# Difference between revisions of "Faraday rotation"

## 1 Overview

When a polarized electromagnetic wave propagates through a magnetized plasma, the group velocity depends on whether it is a left- or right-hand circularly polarized wave. Since a plane polarized wave is a linear superposition of a right- and left-hand circular wave, this manifests itself as a rotation of the plane of polarization. The polarization angle rotates by an amount

{\begin{aligned}\Delta \theta &={\frac {2\pi e^{3}}{m_{e}^{2}c^{2}\omega ^{2}}}\int _{0}^{d}n_{e}B_{||}\,ds\\&=\lambda ^{2}{\mathcal {RM}}\end{aligned}}\,\! where

{\begin{aligned}{\mathcal {RM}}={\frac {e^{3}}{2\pi m_{e}^{2}c^{4}}}\int _{0}^{d}n_{e}B_{||}\,ds\end{aligned}}\,\! is the rotation measure. This process is called Faraday rotation.

## 2 Derivation

Suppose we have a circularly polarized wave

{\begin{aligned}\mathbf {E} (t)=E_{0}e^{-i\omega t}({\hat {\mathbf {x} }}\mp i{\hat {\mathbf {y} }})\end{aligned}}\,\! where $-$ and $+$ correspond to right and left circular polarization, respectively. Additionally, the wave propagates through a magnetic field $\mathbf {B} =B_{0}{\hat {\mathbf {z} }}$ . The equation of motion for an electron is thus

{\begin{aligned}m{\frac {d\mathbf {v} }{dt}}=-e\mathbf {E} -{\frac {e}{c}}\mathbf {v} \times \mathbf {B} \end{aligned}}\,\! It can be shown that the velocity of the electron is

{\begin{aligned}\mathbf {v} (t)={\frac {-ie}{m(\omega \pm \omega _{B})}}\mathbf {E} (t)\end{aligned}}\,\! where $\omega _{B}={\frac {eB_{0}}{mc}}$ is the cyclotron frequency. From this, it is apparent that right and left circular polarized waves will propagate through the plasma at different velocities. For a linearly polarized wave (a superposition of a right- and left- circular wave), the plane of polarization rotates by an amount

{\begin{aligned}\Delta \theta ={\frac {\phi _{R}-\phi _{L}}{2}}\end{aligned}}\,\! where $\phi _{R,L}=\int _{0}^{d}k_{R,L}\,ds$ is the phase angle, and (assuming $\omega \gg \omega _{p}$ and $\omega \gg \omega _{B}$ )

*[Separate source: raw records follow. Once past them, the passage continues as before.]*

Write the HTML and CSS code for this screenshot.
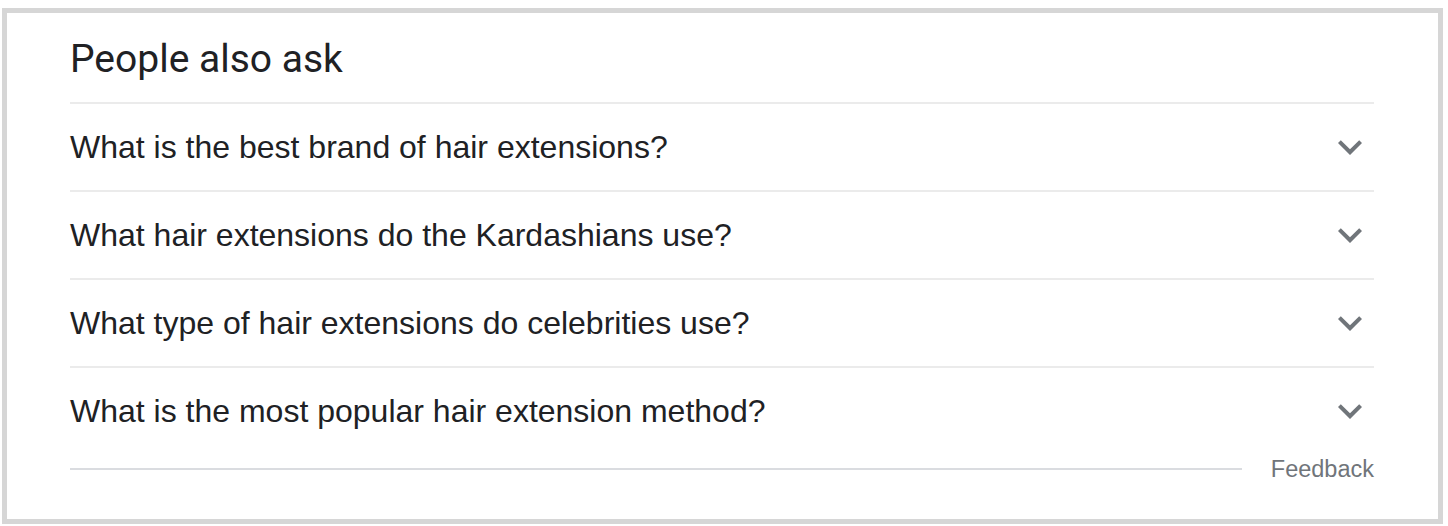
FILE: index.html
```html
<!DOCTYPE html>
<html lang="en">
<head>
<meta charset="utf-8">
<title>People also ask</title>
<link rel="stylesheet" href="styles.css">
</head>
<body>
<div class="paa">
  <h2 class="paa-title">People also ask</h2>
  <div class="paa-list">
    <div class="paa-row">
      <span class="paa-q">What is the best brand of hair extensions?</span>
      <svg class="paa-chev" viewBox="0 0 24 24" width="48" height="48"><path d="M16.59 8.59L12 13.17 7.41 8.59 6 10l6 6 6-6z"/></svg>
    </div>
    <div class="paa-row">
      <span class="paa-q">What hair extensions do the Kardashians use?</span>
      <svg class="paa-chev" viewBox="0 0 24 24" width="48" height="48"><path d="M16.59 8.59L12 13.17 7.41 8.59 6 10l6 6 6-6z"/></svg>
    </div>
    <div class="paa-row">
      <span class="paa-q">What type of hair extensions do celebrities use?</span>
      <svg class="paa-chev" viewBox="0 0 24 24" width="48" height="48"><path d="M16.59 8.59L12 13.17 7.41 8.59 6 10l6 6 6-6z"/></svg>
    </div>
    <div class="paa-row paa-row-last">
      <span class="paa-q">What is the most popular hair extension method?</span>
      <svg class="paa-chev" viewBox="0 0 24 24" width="48" height="48"><path d="M16.59 8.59L12 13.17 7.41 8.59 6 10l6 6 6-6z"/></svg>
    </div>
  </div>
  <div class="paa-feedback">
    <div class="paa-feedback-line"></div>
    <span class="paa-feedback-text">Feedback</span>
  </div>
</div>
</body>
</html>
```

FILE: styles.css
```css
html, body {
  margin: 0;
  padding: 0;
  background: #ffffff;
}

.paa {
  box-sizing: border-box;
  margin: 8px 0 0 2px;
  width: 1441px;
  height: 516px;
  border: 5px solid #d6d6d6;
  padding: 0 64px 0 63px;
  background: #ffffff;
  font-family: Arial, "Liberation Sans", sans-serif;
}

.paa-title {
  margin: 0;
  height: 91px;
  box-sizing: border-box;
  padding-top: 20px;
  font-family: Roboto, "Open Sans", sans-serif;
  font-weight: 400;
  font-size: 39px;
  line-height: 52px;
  color: #202124;
  border-bottom: 2px solid #ebebeb;
}

.paa-row {
  display: flex;
  align-items: center;
  justify-content: space-between;
  height: 86px;
  border-bottom: 2px solid #ebebeb;
}

.paa-row-last {
  border-bottom: none;
}

.paa-q {
  font-size: 32px;
  color: #202124;
  line-height: 40px;
}

.paa-chev {
  display: block;
  fill: #70757a;
}

.paa-feedback {
  display: flex;
  align-items: center;
  height: 30px;
  gap: 29px;
}

.paa-feedback-line {
  flex: 1;
  height: 2px;
  background: #dadce0;
}

.paa-feedback-text {
  font-size: 23.5px;
  color: #70757a;
  line-height: 30px;
}
```
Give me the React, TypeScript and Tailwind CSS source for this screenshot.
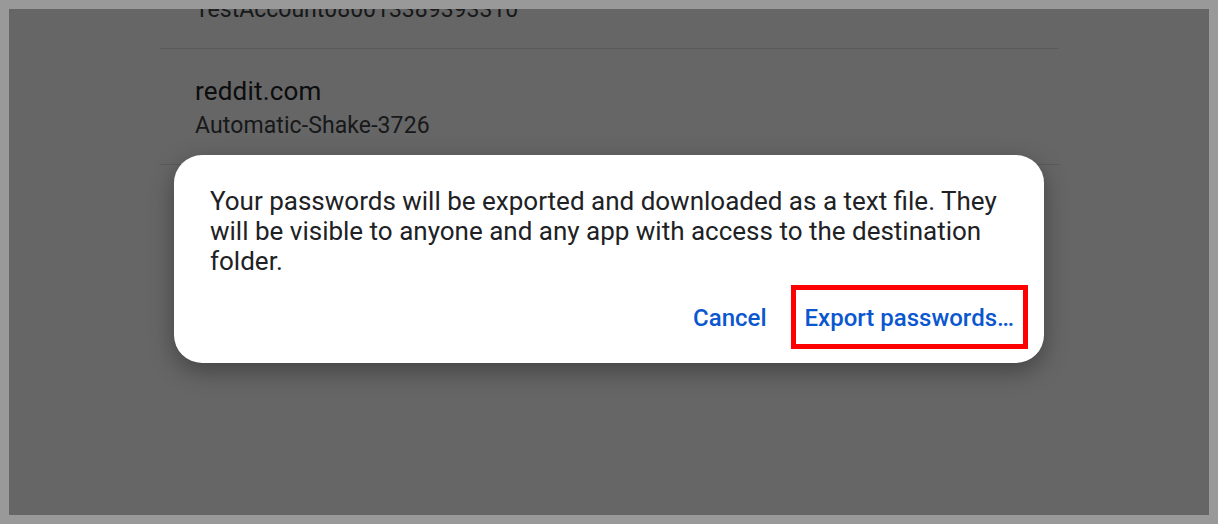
import React from "react";

const font = { fontFamily: "Roboto, 'Noto Sans', sans-serif" };

export default function App() {
  return (
    <div className="h-[524px] w-[1218px] bg-[#999999] p-[9px]" style={font}>
      <div className="relative h-[506px] w-[1200px] overflow-hidden bg-white">
        {/* underlying list */}
        <div className="mt-[-76px] ml-[151px] w-[899px]">
          <div className="border-b border-[#e4e4e4] pb-[24px] pl-[35px] pt-[27px]">
            <div className="text-[26px] leading-[30px] text-[#202124]">example.com</div>
            <div className="mt-[6px] text-[23px] leading-[28px] text-[#3c4043]">
              TestAccount080013389393310
            </div>
          </div>
          <div className="border-b border-[#e4e4e4] pb-[24px] pl-[35px] pt-[27px]">
            <div className="text-[26px] leading-[30px] tracking-[0.2px] text-[#202124]">reddit.com</div>
            <div className="mt-[6px] text-[23px] leading-[28px] tracking-[0.1px] text-[#3c4043]">
              Automatic-Shake-3726
            </div>
          </div>
        </div>

        {/* scrim + dialog */}
        <div className="absolute inset-0 flex items-center justify-center bg-black/60 pb-[7px]">
          <div className="w-[870px] rounded-[28px] bg-white pb-[14px] pl-[36px] pr-[16px] pt-[31px] shadow-[0_8px_24px_rgba(0,0,0,0.35)]">
            <p className="mr-[20px] text-[26px] leading-[30px] text-[#202124]">
              Your passwords will be exported and downloaded as a text file. They will be visible to
              anyone and any app with access to the destination folder.
            </p>
            <div className="mt-[9px] flex items-center justify-end">
              <button className="px-[12px] pb-[12px] pt-[14px] text-[24px] font-medium leading-[28px] text-[#0b57d0]">
                Cancel
              </button>
              <button className="ml-[12px] border-[5px] border-[#ff0000] px-[9px] pb-[12px] pt-[14px] text-[24px] font-medium leading-[28px] text-[#0b57d0]">
                Export passwords…
              </button>
            </div>
          </div>
        </div>
      </div>
    </div>
  );
}
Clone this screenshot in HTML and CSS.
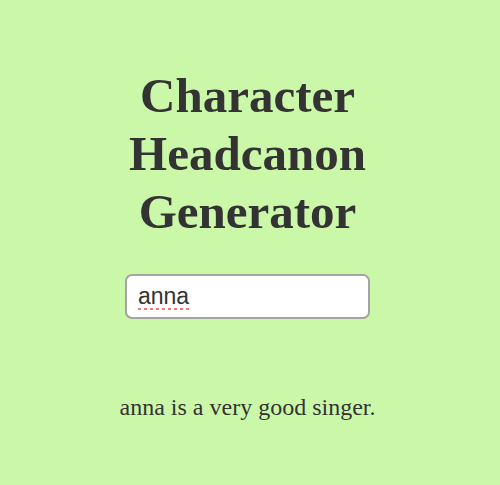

{\begin{aligned}k_{R,L}\approx {\frac {\omega }{c}}\left[1-{\frac {\omega _{p}^{2}}{2\omega ^{2}}}\left(1\mp {\frac {\omega _{B}}{\omega }}\right)\right]\end{aligned}}\,\! where $\omega _{p}={\sqrt {\frac {4\pi n_{e}e^{2}}{m_{e}}}}$ is the plasma frequency. After substituting in $k_{R,L}$ for the phase angles and substituting $\omega _{p}$ and $\omega _{B}$ , we find

{\begin{aligned}\Delta \theta ={\frac {2\pi e^{3}}{m_{e}^{2}c^{2}\omega ^{2}}}\int _{0}^{d}n_{e}B_{||}\,ds\end{aligned}}\,\! Note that the magnetic field that appears in the expression is the component along the line of sight.

## 3 Measuring magnetic fields

We are able to derive lower limits on the mean magnetic field, since

{\begin{aligned}\langle B_{||}\rangle _{n_{e}}={\frac {\int _{0}^{d}n_{e}B_{||}\,ds}{\int _{0}^{d}n_{e}\,ds}}\end{aligned}}\,\! The numerator is found by measuring the rotation measure, and the denominator is simply the dispersion measure. Note that this is a lower limit since it measures only the line-of-sight component of the magnetic field.